Orange Order: ‘Over 300 reasons’ why we wouldn’t invite McGuinness

Posted By: January 22, 2016

John Manley. Irish News (Belfast).Friday, January 22, 2016

The Orange Order has said it has no intention of inviting Deputy First Minister Martin McGuinness to the Twelfth celebrations after the senior Sinn Féin member said he would be willing to attend.

The order said such an invite would be an “insult” the memory of more than 300 of its members who were killed by the IRA and other paramilitary groups during the Troubles.

The Sinn Féin deputy first minister had indicated he was willing to attend the Orange Order’s July 12 celebrations if asked.

Mr McGuinness said he would give any invitation “very serious consideration”.

“It’s important not to impose yourself, but I do think it’s important that people are big enough to invite you,” he told the Impartial Reporter.

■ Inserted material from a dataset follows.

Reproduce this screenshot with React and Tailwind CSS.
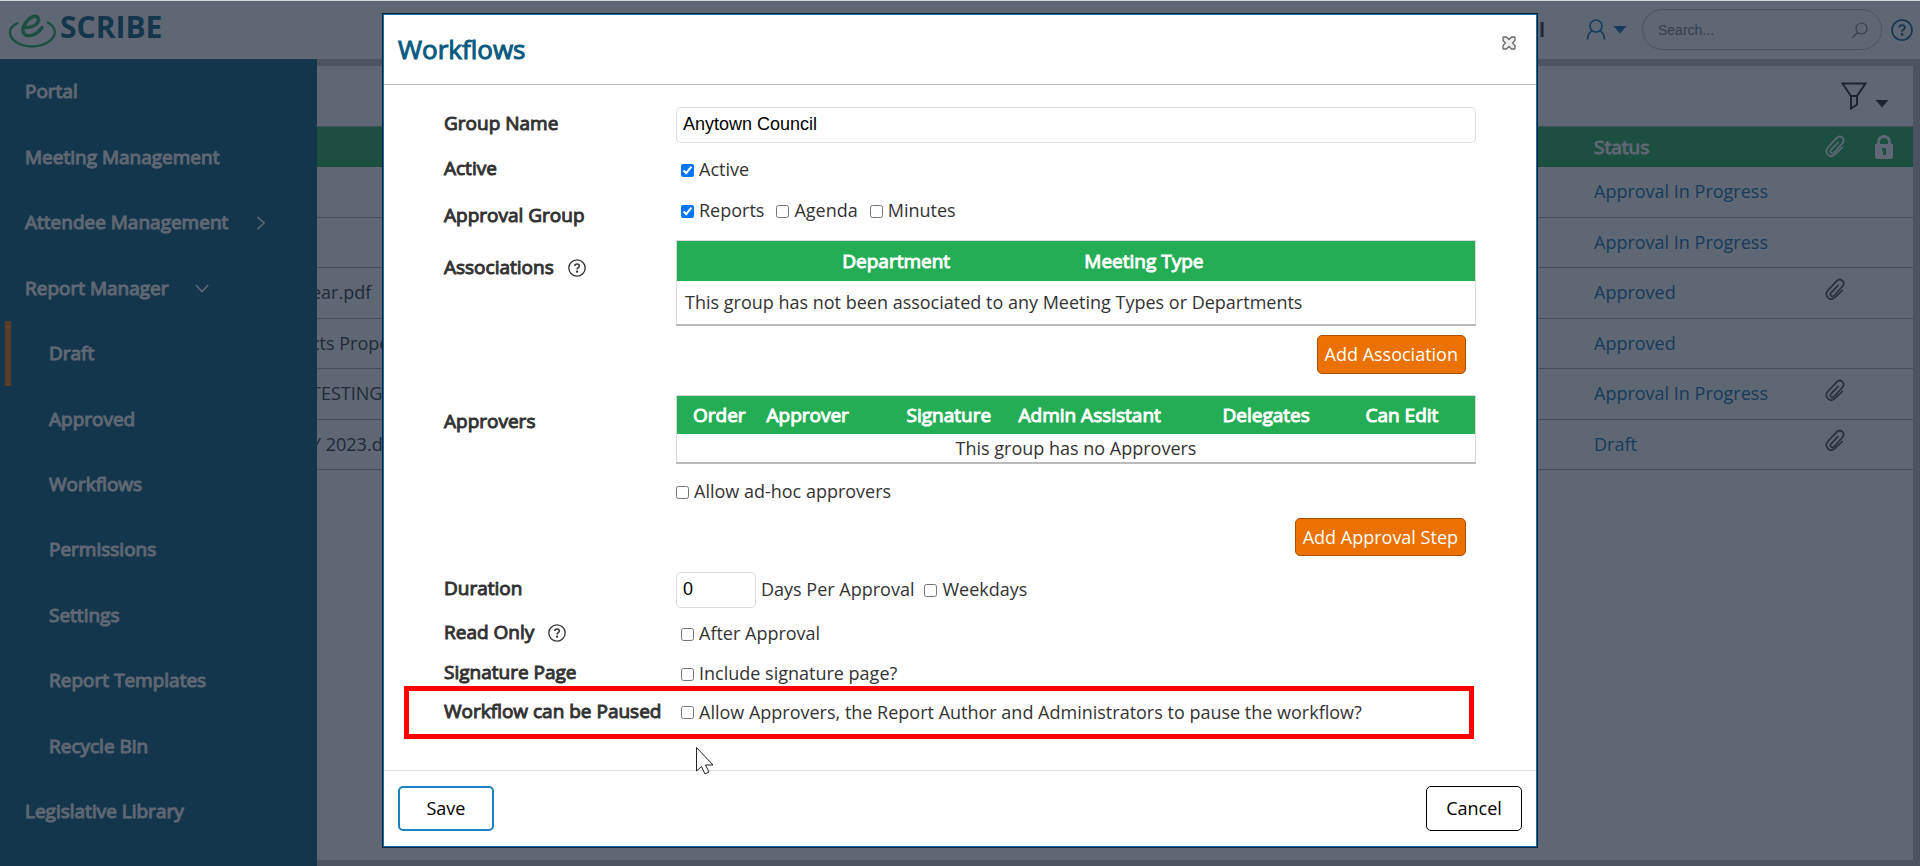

The Sinn Féin MLA acknowledged the Twelfth’s importance to Unionists and noted how Apprentice Boys’ parades in his home city of Derry were peaceful.

“We never have any concerns of parades of any description degenerating into violence or ignorance,” he said

“People conduct themselves very, very well indeed and I take great pride in that.”

Mr McGuinness praised the work of Derry residents and the Apprentice Boys in finding a lasting resolution around parades. He said their presence in Derry helped “enrich our lives”.

But despite the deputy first minister’s conciliatory words, the Orange Order has dismissed any suggestion that it would invite Mr McGuinness  to its July 12 celebrations.

Describing the Twelfth as “one of the largest annual festivals in Europe”, the order said all its demonstrations were public and free to attend. However it said there were “over 300 reasons” why it would not extend an invite to Mr McGuinness.

“There were 333 of our brethren murdered during the Troubles, the overwhelming majority by the Provisional IRA, of which Martin McGuinness was a prominent member and proud to belong,” a statement from the Orange Order said.

The order said many of its members who were killed were “serving or retired members of the crown forces”.

“Sinn Féin have never apologised, nor shown genuine remorse, for the murder of the crown forces,” the statement said.

“To offer an invitation to Martin McGuinness would insult their memory and bring further hurt and distress to many families.”

The Orange Order statement also highlighted a “certain irony” in Mr McGuinness’s remarks given Sinn Féin opposition to a number of parades.

“We would view his comments as gesture politics rather than constructive peace building,” the statement said.